India’s annihilation of Australia by 320 runs, embellished by Sachin Tendulkar’s march past Brian Lara’s run-scoring record, was a tonic for the waning appeal of Test cricket in a land where the newest, shortest format has rapidly caught the imagination of the largest and most passionate of publics.
Australia are now India’s fiercest rivals, even above Pakistan. Tendulkar has been their cricketing god since he was a teenager.
The confluence of such accomplishments by team and individual and their stimulating impact on the nation as a whole, might just have reminded administrators spellbound by the popularity of, and profits from, 20/20 cricket of what the International Cricket Council (ICC) terms “the primacy of Test cricket.”
Of late, all the buzz has been around the Indian Premier League (IPL), the Indian Cricket League (ICL) and the Stanford 20/20 and the money that cricketers can now earn but only previously spoke of in jealous reference to other high-paid sports. Now, through one match and one record, Tests are again attracting attention.
Two matches remain in the series and it is crucial that the momentum be maintained.
Nearly 50 years ago, Test cricket was similarly at risk, undermined by the tedium of meaningless draws, mainly instigated by England.
It took the deliberate policy of captains Richie Benaud of Australia and Frank Worrell of the West Indies through the thrilling 1960-61 series in Australia, with its tied Test and its riveting climax, to revive it. Even if the circumstances are different, India and Australia can now perform a similar function on its behalf.
Whatever else, the concern is that a surfeit of 20/20 tournaments – and a new one seems to be planned every week – will have the self-defeating effect of damaging all forms of the game. The trick is to find the correct balance to accommodate them all, a truth that seemingly escapes those who determine such things.
They would all do worse than to heed the thoughts of Daren Ganga, the Trinidad and Tobago captain and as smart a cricketer as they come.
He knows what it is to lose, and win, US$1 million in a single 20/20 match (as his team did in the two regional Stanford tournaments to date) and also to play Tests for a relative pittance.
He again leads Trinidad and Tobago at the Stanford Cricket Ground on Monday against Middlesex, the England champions, for a US$400,000 purse.
“Really and truly, this (20/20) is not really a benchmark for judging players. Test cricket is the ultimate,” he told Colin Croft in a BBC interview on Friday.
“There will be a point in time when a lot of people are going to get jaded over this version of the game and realise that it doesn’t show the true colours of a cricketer”.
“It’s going to taper off at some stage, I don’t know when, but I think that…most of the interest created by 20/20 cricket is going to die out and we’ll revert to Test cricket once again because it is the real test of a cricketer.”
Ganga’s assertion that 20/20 is no place to properly judge players is a self-evident truth.

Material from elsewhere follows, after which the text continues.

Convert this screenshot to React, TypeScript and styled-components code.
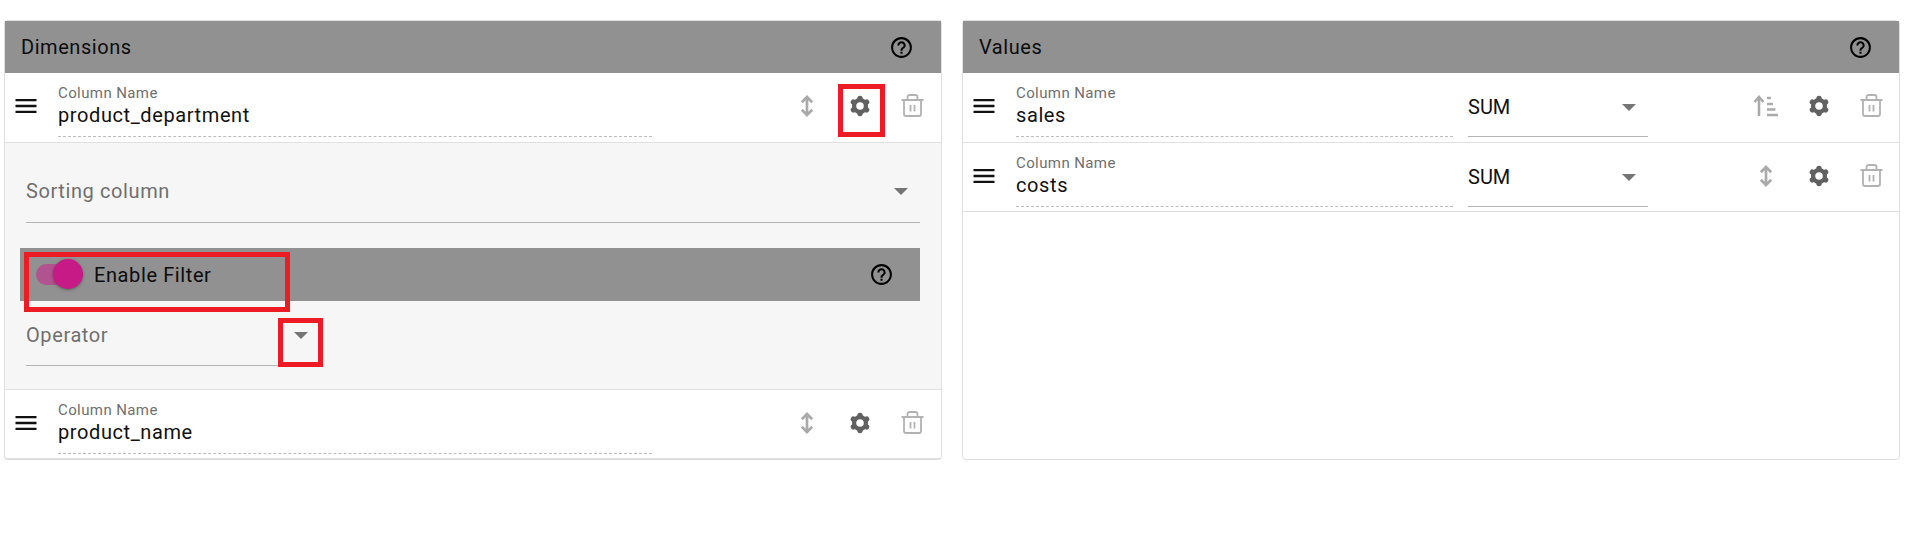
import * as React from 'react'
import styled, { createGlobalStyle } from 'styled-components'

const GlobalStyle = createGlobalStyle`
  html, body {
    margin: 0;
    padding: 0;
    background: #ffffff;
    font-family: Roboto, "Liberation Sans", sans-serif;
  }
`

const Page = styled.div`
  display: grid;
  grid-template-columns: 938px 938px;
  column-gap: 20px;
  padding: 20px 7px 0 4px;
  height: 523px;
  box-sizing: border-box;
  align-items: start;
`

const Panel = styled.section<{ $raised?: boolean }>`
  position: relative;
  box-sizing: border-box;
  height: 440px;
  background: #ffffff;
  border: 1px solid #e0e0e0;
  border-radius: 4px;
  ${(p) => p.$raised && 'border-bottom: 2px solid #dcdcdc;'}
`

const Bar = styled.header<{ $inset?: boolean }>`
  display: flex;
  align-items: center;
  height: 52px;
  background: #919191;
  color: #0c0c0c;
  padding-left: 16px;
  ${(p) => p.$inset && 'height: 53px;'}
`

const BarTitle = styled.h2`
  flex: 1;
  margin: 0;
  font-size: 20px;
  font-weight: 400;
  letter-spacing: 0.55px;
`

const HelpSlot = styled.span<{ $right: number }>`
  display: flex;
  margin-right: ${(p) => p.$right}px;
  color: #000000;
`

const Row = styled.div<{ $height: number }>`
  display: flex;
  align-items: flex-start;
  height: ${(p) => p.$height}px;
  box-sizing: border-box;
  border-bottom: 1px solid #e0e0e0;
`

const Grip = styled.span`
  flex: 0 0 53px;
  height: 65px;
  padding-right: 11px;
  box-sizing: border-box;
  display: flex;
  align-items: center;
  justify-content: center;
  color: #111111;
`

const Field = styled.div<{ $width: number }>`
  width: ${(p) => p.$width}px;
  height: 64px;
  box-sizing: border-box;
  padding-top: 10px;
  border-bottom: 1px dashed #bdbdbd;
`

const FieldLabel = styled.div`
  font-size: 15px;
  line-height: 20px;
  letter-spacing: 0.4px;
  color: #6f6f6f;
`

const FieldValue = styled.div`
  font-size: 20px;
  line-height: 24px;
  letter-spacing: 0.6px;
  color: #111111;
`

const Dropdown = styled.div<{ $width?: number; $height: number; $inset?: number; $drop: number }>`
  display: flex;
  align-items: center;
  justify-content: space-between;
  box-sizing: border-box;
  width: ${(p) => (p.$width ? `${p.$width}px` : 'auto')};
  height: ${(p) => p.$height}px;
  margin-left: ${(p) => p.$inset ?? 0}px;
  padding-top: ${(p) => p.$drop}px;
  border-bottom: 1px solid #b4b4b4;
`

const DropdownText = styled.span<{ $muted?: boolean }>`
  font-size: 20px;
  letter-spacing: ${(p) => (p.$muted ? '0.6px' : '0')};
  color: ${(p) => (p.$muted ? '#6f6f6f' : '#111111')};
`

const Caret = styled.span`
  width: 0;
  height: 0;
  margin-right: 12px;
  border-left: 7px solid transparent;
  border-right: 7px solid transparent;
  border-top: 7px solid #757575;
`

const Actions = styled.div<{ $edge: number }>`
  display: flex;
  margin-left: auto;
  padding-right: ${(p) => p.$edge}px;
`

const ActionButton = styled.span<{ $tone: string }>`
  width: 53px;
  height: 65px;
  display: flex;
  align-items: center;
  justify-content: center;
  color: ${(p) => p.$tone};
`

const Details = styled.div`
  height: 247px;
  box-sizing: border-box;
  padding: 17px 21px 0 15px;
  background: #f6f6f6;
  border-bottom: 1px solid #e0e0e0;
`

const SortingGap = styled.div`
  height: 25px;
`

const Track = styled.span`
  position: relative;
  display: block;
  width: 33px;
  height: 21px;
  margin-right: 25px;
  border-radius: 11px;
  background: #b0538f;
`

const Thumb = styled.span`
  position: absolute;
  left: 17px;
  top: -5px;
  width: 30px;
  height: 30px;
  border-radius: 50%;
  background: #c71a87;
  box-shadow: 0 1px 3px rgba(0, 0, 0, 0.35);
`

const FilterTitle = styled.span`
  flex: 1;
  font-size: 20px;
  letter-spacing: 0.6px;
  color: #0c0c0c;
`

const Mark = styled.span<{ $top: number; $left: number; $w: number; $h: number }>`
  position: absolute;
  top: ${(p) => p.$top}px;
  left: ${(p) => p.$left}px;
  width: ${(p) => p.$w}px;
  height: ${(p) => p.$h}px;
  box-sizing: border-box;
  border: 5px solid #ed1c24;
  pointer-events: none;
`

const HelpIcon = () => (
  <svg width="25" height="25" viewBox="0 0 24 24" fill="currentColor">
    <path d="M11 18h2v-2h-2v2zm1-16C6.48 2 2 6.48 2 12s4.48 10 10 10 10-4.48 10-10S17.52 2 12 2zm0 18c-4.41 0-8-3.59-8-8s3.59-8 8-8 8 3.59 8 8-3.59 8-8 8zm0-14c-2.21 0-4 1.79-4 4h2c0-1.1.9-2 2-2s2 .9 2 2c0 2-3 1.75-3 5h2c0-2.25 3-2.5 3-5 0-2.21-1.79-4-4-4z" />
  </svg>
)

const MenuIcon = () => (
  <svg width="28" height="28" viewBox="0 0 24 24" fill="currentColor">
    <path d="M3 18h18v-2H3v2zm0-5h18v-2H3v2zm0-7v2h18V6H3z" />
  </svg>
)

// six fat lobes round a ring, the stock settings glyph is too spiky here
const GearIcon = () => (
  <svg width="22" height="22" viewBox="0 0 22 22" fill="none" stroke="currentColor">
    <circle cx="11" cy="11" r="5.9" strokeWidth="4.2" />
    {[0, 60, 120].map((a) => (
      <g key={a} transform={`rotate(${a} 11 11)`} strokeWidth="5.4" strokeLinecap="round">
        <path d="M11 3.6v-.2M11 18.4v.2" />
      </g>
    ))}
  </svg>
)

const HeightIcon = () => (
  <svg width="14" height="24" viewBox="0 0 14 24" fill="none" stroke="currentColor" strokeWidth="2.7">
    <path d="M7 3v18M1.8 8.2 7 3l5.2 5.2M1.8 15.8 7 21l5.2-5.2" />
  </svg>
)

const SortIcon = () => (
  <svg width="26" height="24" viewBox="0 0 26 24" fill="none" stroke="currentColor" strokeWidth="2.6">
    <path d="M6 22V3M1.5 8 6 3l4.5 5M14 4h4M14 10h6M14 15.5h8.5M14 21h11" />
  </svg>
)

const TrashIcon = () => (
  <svg width="23" height="23" viewBox="0 0 23 23" fill="none" stroke="currentColor" strokeWidth="1.8">
    <path d="M.5 6h22M3 6v14a2 2 0 0 0 2 2h13a2 2 0 0 0 2-2V6M6.5 6V3a2 2 0 0 1 2-2h6a2 2 0 0 1 2 2v3M9.5 11v6.5M13.5 11v6.5" />
  </svg>
)

const RowActions: React.FC<{ sort?: boolean; edge: number }> = ({ sort, edge }) => (
  <Actions $edge={edge}>
    <ActionButton $tone="#aaaaaa">{sort ? <SortIcon /> : <HeightIcon />}</ActionButton>
    <ActionButton $tone="#616161">
      <GearIcon />
    </ActionButton>
    <ActionButton $tone="#b2b2b2">
      <TrashIcon />
    </ActionButton>
  </Actions>
)

const DimensionRow: React.FC<{ name: string; height: number }> = ({ name, height }) => (
  <Row $height={height}>
    <Grip>
      <MenuIcon />
    </Grip>
    <Field $width={594}>
      <FieldLabel>Column Name</FieldLabel>
      <FieldValue>{name}</FieldValue>
    </Field>
    <RowActions edge={2} />
  </Row>
)

const ValueRow: React.FC<{ name: string; height: number; sort?: boolean }> = ({ name, height, sort }) => (
  <Row $height={height}>
    <Grip>
      <MenuIcon />
    </Grip>
    <Field $width={437}>
      <FieldLabel>Column Name</FieldLabel>
      <FieldValue>{name}</FieldValue>
    </Field>
    <Dropdown $width={180} $height={64} $inset={15} $drop={5}>
      <DropdownText>SUM</DropdownText>
      <Caret />
    </Dropdown>
    <RowActions sort={sort} edge={1} />
  </Row>
)

export default function App() {
  return (
    <Page>
      <GlobalStyle />
      <Panel $raised>
        <Bar>
          <BarTitle>Dimensions</BarTitle>
          <HelpSlot $right={27}>
            <HelpIcon />
          </HelpSlot>
        </Bar>
        <DimensionRow name="product_department" height={70} />
        <Details>
          <Dropdown $height={63} $inset={6} $drop={0}>
            <DropdownText $muted>Sorting column</DropdownText>
            <Caret />
          </Dropdown>
          <SortingGap />
          <Bar $inset>
            <Track>
              <Thumb />
            </Track>
            <FilterTitle>Enable Filter</FilterTitle>
            <HelpSlot $right={26}>
              <HelpIcon />
            </HelpSlot>
          </Bar>
          <Dropdown $width={294} $height={65} $inset={6} $drop={4}>
            <DropdownText $muted>Operator</DropdownText>
            <Caret />
          </Dropdown>
        </Details>
        <DimensionRow name="product_name" height={69} />
        <Mark $top={63} $left={833} $w={47} $h={53} />
        <Mark $top={231} $left={19} $w={266} $h={60} />
        <Mark $top={297} $left={273} $w={45} $h={49} />
      </Panel>
      <Panel>
        <Bar>
          <BarTitle>Values</BarTitle>
          <HelpSlot $right={26}>
            <HelpIcon />
          </HelpSlot>
        </Bar>
        <ValueRow name="sales" height={70} sort />
        <ValueRow name="costs" height={69} />
      </Panel>
    </Page>
  )
}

Confined to 20 overs, Tendulkar’s successor could never amass 12,000 runs, Lara’s compile 400 or Muralitheran’s top 700 wickets. Nor, for that matter, could one team crush another by 320 runs.
All the same, his are bold predictions at a time when there is general despair that 20/20 is strangling Test cricket to a slow death.
Ganga is not irrational enough to dismiss the 20/20 format as an irrelevance or an abomination, as others have done. What he seeks is a proper balance between the two, conceding that one cannot exist without the other.
“We need to have proper structures that make players understand (the issue),” he said.
“Right now the signals are not sending the right messages to young cricketers.”
“If you tell me you can commit yourself to two weeks of cricket and win US$1 million whereas you commit yourself to four or five months (on an international tour) for a purse of US$5,000, it doesn’t make sense at all,” he added. Such disparities would clearly point youngsters towards the short, rather than the long, version “because they are motivated by the money”.
“What needs to happen is more balance in the monetary rewards that come with the four-day game and with Test cricket,” he stated.
He maintained that to focus exclusively on 20 overs would clearly “kill the potential” of a young cricketer and spoiling his chances of playing the longer version.
He pointed out that, instead of trying to concentrate and bat for four hours or an entire day, batsmen would be simply content to bat a few overs and try to score 50.
His point is that when the 20/20 fads begins to fade, as he is adamant it will, and Test cricket is restored to its rightful place, the future Tendulkars and Laras would not be prepared for it.
For the time being, he has now turned his attention to his assignment here and the possibility of adding US$400,000 to the US$1.5 million he and his players have already taken off Sir Allen Stanford.